Exercise instructions
Nothing in the data should change when you return it, but leave the pictures out.

Data shown
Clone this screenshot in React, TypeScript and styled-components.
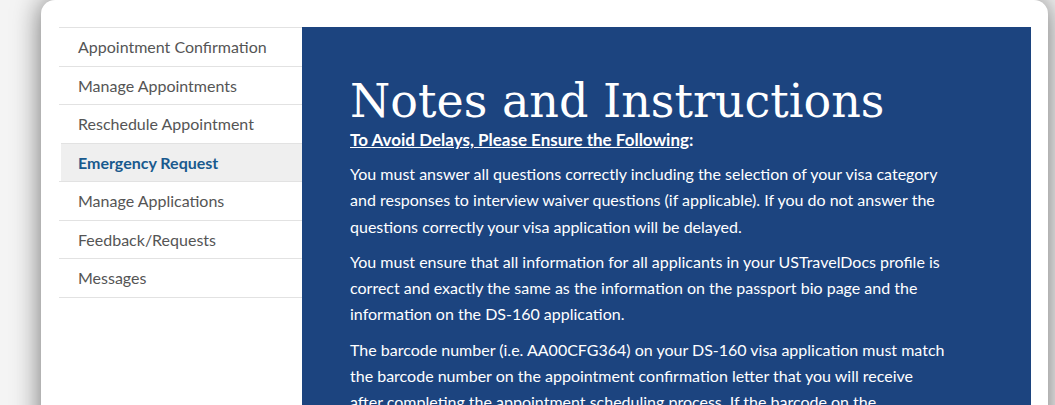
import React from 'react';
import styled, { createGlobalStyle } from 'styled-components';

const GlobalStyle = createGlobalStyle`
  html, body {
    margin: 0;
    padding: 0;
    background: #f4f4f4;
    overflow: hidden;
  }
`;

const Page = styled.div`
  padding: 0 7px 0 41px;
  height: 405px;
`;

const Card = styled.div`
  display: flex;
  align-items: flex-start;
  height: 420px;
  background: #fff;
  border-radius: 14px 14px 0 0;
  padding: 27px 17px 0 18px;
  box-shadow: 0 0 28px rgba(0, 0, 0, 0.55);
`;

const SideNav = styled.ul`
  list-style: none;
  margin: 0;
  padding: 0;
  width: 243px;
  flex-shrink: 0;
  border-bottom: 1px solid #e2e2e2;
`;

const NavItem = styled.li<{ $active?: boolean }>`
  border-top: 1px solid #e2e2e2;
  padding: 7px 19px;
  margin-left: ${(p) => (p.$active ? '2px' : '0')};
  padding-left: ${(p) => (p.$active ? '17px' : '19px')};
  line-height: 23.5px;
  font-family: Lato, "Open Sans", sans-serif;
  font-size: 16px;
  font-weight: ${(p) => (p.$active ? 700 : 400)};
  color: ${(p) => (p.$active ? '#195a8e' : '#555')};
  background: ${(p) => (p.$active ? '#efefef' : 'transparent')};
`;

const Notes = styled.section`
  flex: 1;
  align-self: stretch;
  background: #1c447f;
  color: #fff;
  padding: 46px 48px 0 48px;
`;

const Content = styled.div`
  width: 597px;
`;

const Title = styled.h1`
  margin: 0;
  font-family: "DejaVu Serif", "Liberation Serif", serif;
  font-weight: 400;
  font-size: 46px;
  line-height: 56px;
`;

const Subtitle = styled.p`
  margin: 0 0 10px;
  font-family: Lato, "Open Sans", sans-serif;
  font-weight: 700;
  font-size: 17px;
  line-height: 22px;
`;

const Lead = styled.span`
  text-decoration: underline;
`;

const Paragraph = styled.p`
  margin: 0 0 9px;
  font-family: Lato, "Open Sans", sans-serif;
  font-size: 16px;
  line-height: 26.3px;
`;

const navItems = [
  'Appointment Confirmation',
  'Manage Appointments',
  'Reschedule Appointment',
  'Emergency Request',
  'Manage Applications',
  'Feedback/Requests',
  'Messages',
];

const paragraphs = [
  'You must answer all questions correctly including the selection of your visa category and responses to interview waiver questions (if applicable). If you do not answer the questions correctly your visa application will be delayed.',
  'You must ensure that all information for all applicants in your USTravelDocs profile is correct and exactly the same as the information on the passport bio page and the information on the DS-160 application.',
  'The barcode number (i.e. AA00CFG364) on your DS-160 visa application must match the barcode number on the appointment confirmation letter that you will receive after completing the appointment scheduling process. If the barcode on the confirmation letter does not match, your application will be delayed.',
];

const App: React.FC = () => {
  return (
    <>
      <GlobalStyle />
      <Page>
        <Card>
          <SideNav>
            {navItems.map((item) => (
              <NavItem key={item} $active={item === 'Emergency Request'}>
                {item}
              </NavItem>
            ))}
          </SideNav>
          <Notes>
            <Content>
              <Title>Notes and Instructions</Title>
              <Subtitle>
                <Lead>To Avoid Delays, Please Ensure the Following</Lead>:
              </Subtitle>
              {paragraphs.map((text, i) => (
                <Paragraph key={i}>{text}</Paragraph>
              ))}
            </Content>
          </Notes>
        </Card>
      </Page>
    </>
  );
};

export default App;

Expected answer
Clone this screenshot in React, TypeScript and styled-components.
import React from 'react';
import styled, { createGlobalStyle } from 'styled-components';

const GlobalStyle = createGlobalStyle`
  html, body {
    margin: 0;
    padding: 0;
    background: #f4f4f4;
    overflow: hidden;
  }
`;

const Page = styled.div`
  padding: 0 7px 0 41px;
  height: 405px;
`;

const Card = styled.div`
  display: flex;
  align-items: flex-start;
  height: 420px;
  background: #fff;
  border-radius: 14px 14px 0 0;
  padding: 27px 17px 0 18px;
  box-shadow: 0 0 28px rgba(0, 0, 0, 0.55);
`;

const SideNav = styled.ul`
  list-style: none;
  margin: 0;
  padding: 0;
  width: 243px;
  flex-shrink: 0;
  border-bottom: 1px solid #e2e2e2;
`;

const NavItem = styled.li<{ $active?: boolean }>`
  border-top: 1px solid #e2e2e2;
  padding: 7px 19px;
  margin-left: ${(p) => (p.$active ? '2px' : '0')};
  padding-left: ${(p) => (p.$active ? '17px' : '19px')};
  line-height: 23.5px;
  font-family: Lato, "Open Sans", sans-serif;
  font-size: 16px;
  font-weight: ${(p) => (p.$active ? 700 : 400)};
  color: ${(p) => (p.$active ? '#195a8e' : '#555')};
  background: ${(p) => (p.$active ? '#efefef' : 'transparent')};
`;

const Notes = styled.section`
  flex: 1;
  align-self: stretch;
  background: #1c447f;
  color: #fff;
  padding: 46px 48px 0 48px;
`;

const Content = styled.div`
  width: 597px;
`;

const Title = styled.h1`
  margin: 0;
  font-family: "DejaVu Serif", "Liberation Serif", serif;
  font-weight: 400;
  font-size: 46px;
  line-height: 56px;
`;

const Subtitle = styled.p`
  margin: 0 0 10px;
  font-family: Lato, "Open Sans", sans-serif;
  font-weight: 700;
  font-size: 17px;
  line-height: 22px;
`;

const Lead = styled.span`
  text-decoration: underline;
`;

const Paragraph = styled.p`
  margin: 0 0 9px;
  font-family: Lato, "Open Sans", sans-serif;
  font-size: 16px;
  line-height: 26.3px;
`;

const navItems = [
  'Appointment Confirmation',
  'Manage Appointments',
  'Reschedule Appointment',
  'Emergency Request',
  'Manage Applications',
  'Feedback/Requests',
  'Messages',
];

const paragraphs = [
  'You must answer all questions correctly including the selection of your visa category and responses to interview waiver questions (if applicable). If you do not answer the questions correctly your visa application will be delayed.',
  'You must ensure that all information for all applicants in your USTravelDocs profile is correct and exactly the same as the information on the passport bio page and the information on the DS-160 application.',
  'The barcode number (i.e. AA00CFG364) on your DS-160 visa application must match the barcode number on the appointment confirmation letter that you will receive after completing the appointment scheduling process. If the barcode on the confirmation letter does not match, your application will be delayed.',
];

const App: React.FC = () => {
  return (
    <>
      <GlobalStyle />
      <Page>
        <Card>
          <SideNav>
            {navItems.map((item) => (
              <NavItem key={item} $active={item === 'Emergency Request'}>
                {item}
              </NavItem>
            ))}
          </SideNav>
          <Notes>
            <Content>
              <Title>Notes and Instructions</Title>
              <Subtitle>
                <Lead>To Avoid Delays, Please Ensure the Following</Lead>:
              </Subtitle>
              {paragraphs.map((text, i) => (
                <Paragraph key={i}>{text}</Paragraph>
              ))}
            </Content>
          </Notes>
        </Card>
      </Page>
    </>
  );
};

export default App;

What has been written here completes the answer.